Di seluruh dunia, pasukan militer negara harus menghadapi musuh non-negara. Perang semacam ini, yang kemudian disebut sebagai perang Generasi Keempat (Fourth Generation Warfare) atau yang lebih dikenal dengan singkatan 4GW. Ini merupakan tantangan yang sangat sulit. Hampir selalu, pasukan militer negara memiliki superioritas dalam hal kekuatan tempur, persenjataan, teknik, dan pelatihan dibanding lawannya. Namun, kenyataan menunjukkan bahwa mereka lebih sering menerima kekalahan dibanding kemenangan.
Amerika dalam hal ini bisa menjadi sampel. Amerika dikenal sebagai negara adidaya dalam kekuatan tempur, persenjataan, teknik perang dan pelatihan militer. Namun kenyataannya selalu kalah. Karena itulah, analis Barat banyak membuat analisis rekomendasi bahwa strategi menghadapi kekuatan yang lebih lemah harus diubah, terutama menghadapi mujahidin.
Salah satu pakar militer terkemuka Amerika Serikat, John Boyd, pernah mengatakan “Saat saya masih muda, saya pernah berpikir bahwa jika Anda memiliki superioritas udara, superioritas darat, dan superioritas laut, Anda akan menang. Di Vietnam kita memiliki superioritas udara, superioritas darat, dan superioritas laut, namun kita kalah. Jadi, saya sadar bahwa ada sesuatu yang lebih penting daripada itu.”[1]
Dalam pandangan jihadis, seperti diungkapkan oleh Abu Ubaid Al-Qurasyi, perang generasi keempat adalah respons atas kebingungan Amerika untuk menemukan apa cara yang cocok untuk menghadapi front jihadis, terutama bersamaan dengan kesadaran umat untuk bangkit berjihad kembali. Beliau mengatakan, “Mereka [Amerika dan Barat] tercengang dengan perang generasi keempat yang cocok dengan gerakan jihad, khususnya saat umat Islam mulai kembali mendukung Jihad, setelah tak ada yang tersisa karena kehinaan yang mereka alami hampir setiap hari.” [2]
Menurut tokoh Al-Qaidah yang dekat dengan Syaikh Usamah bin Ladin tersebut, Amerika dan Barat paham benar karakter dari tantangan baru ini, dan mengakui bahwa ada kesulitan baru di depan mereka.
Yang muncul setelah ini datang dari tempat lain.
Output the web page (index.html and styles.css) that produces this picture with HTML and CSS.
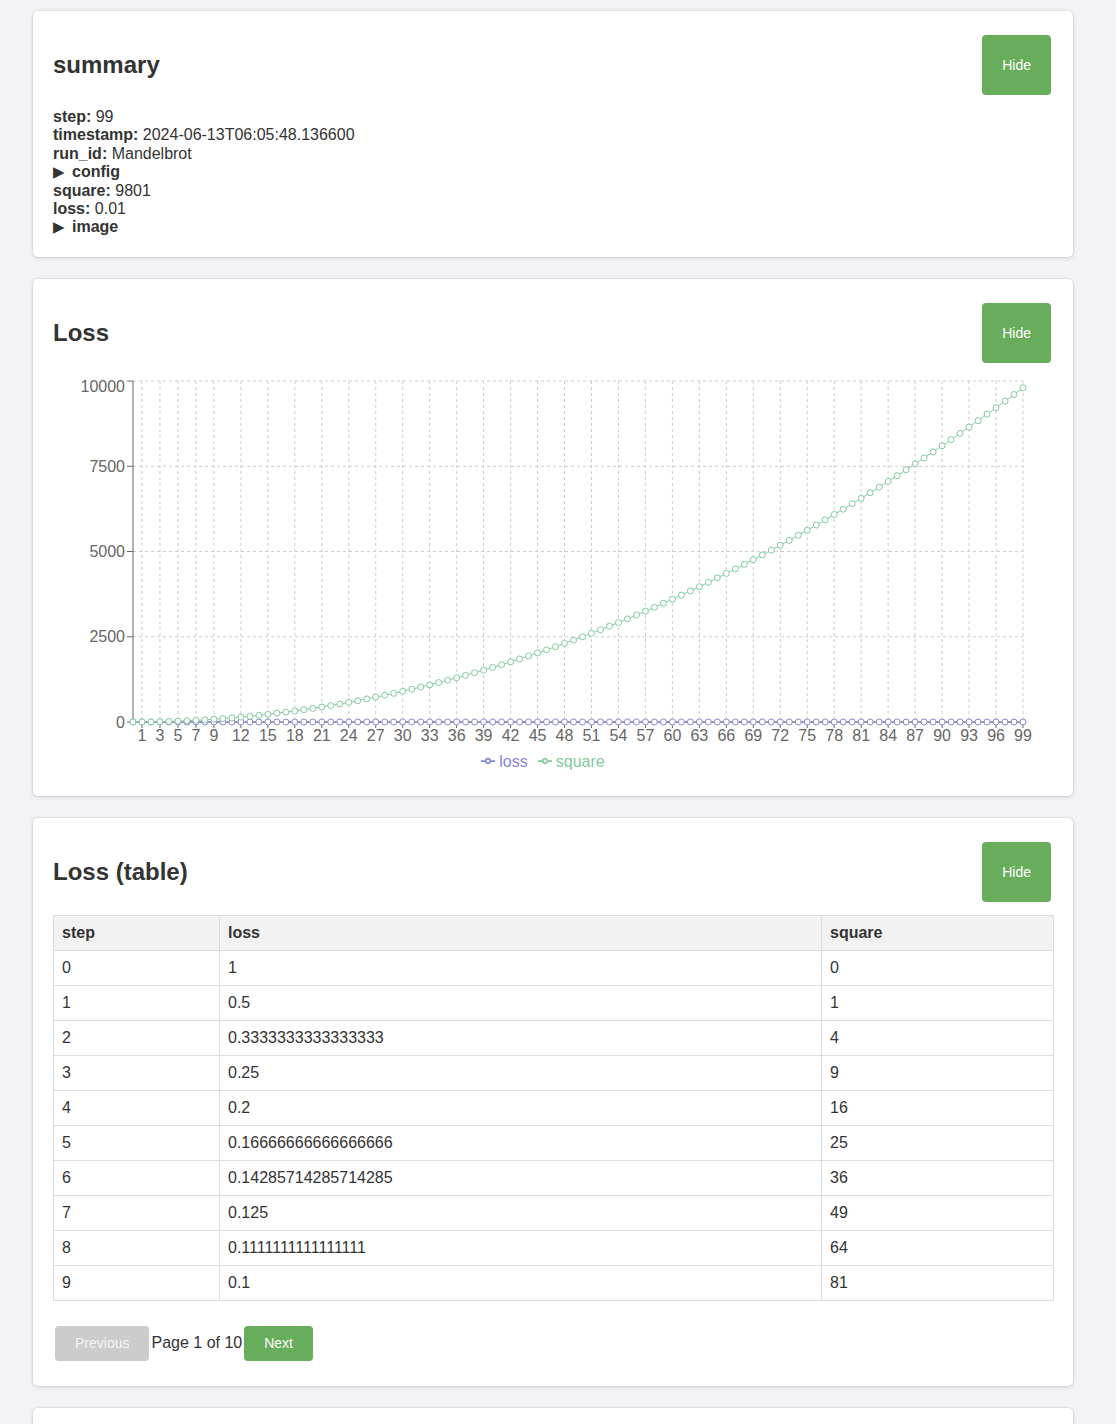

Maka mereka harus mengubah total pelatihan, doktrin tempur, dan senjata, di samping mengubah cara memandang keamanan nasional.
Beliau menambahkan, “Sekarang, gerakan-gerakan Islam yang berada di depan serangan Salibis yang massif dan luar biasa, mereka harus menguasai karakter perang generasi keempat.”
Karakter Perang Generasi Keempat
Perang generasi keempat didefinisikan sebagai sebuah jenis perang yang mampu mengalahkan model perang generasi sebelumnya, yaitu perang manuver, dengan membuat superioritas keinginan politik. Perang telah memasuki generasi baru. Menurut analis Barat, ia bukanlah perang teknologi tinggi yang selama ini menjadi kekuatan Barat, namun ia adalah perkembangan dari bentuk insurgensi yang menyerang kelemahan mereka.[3]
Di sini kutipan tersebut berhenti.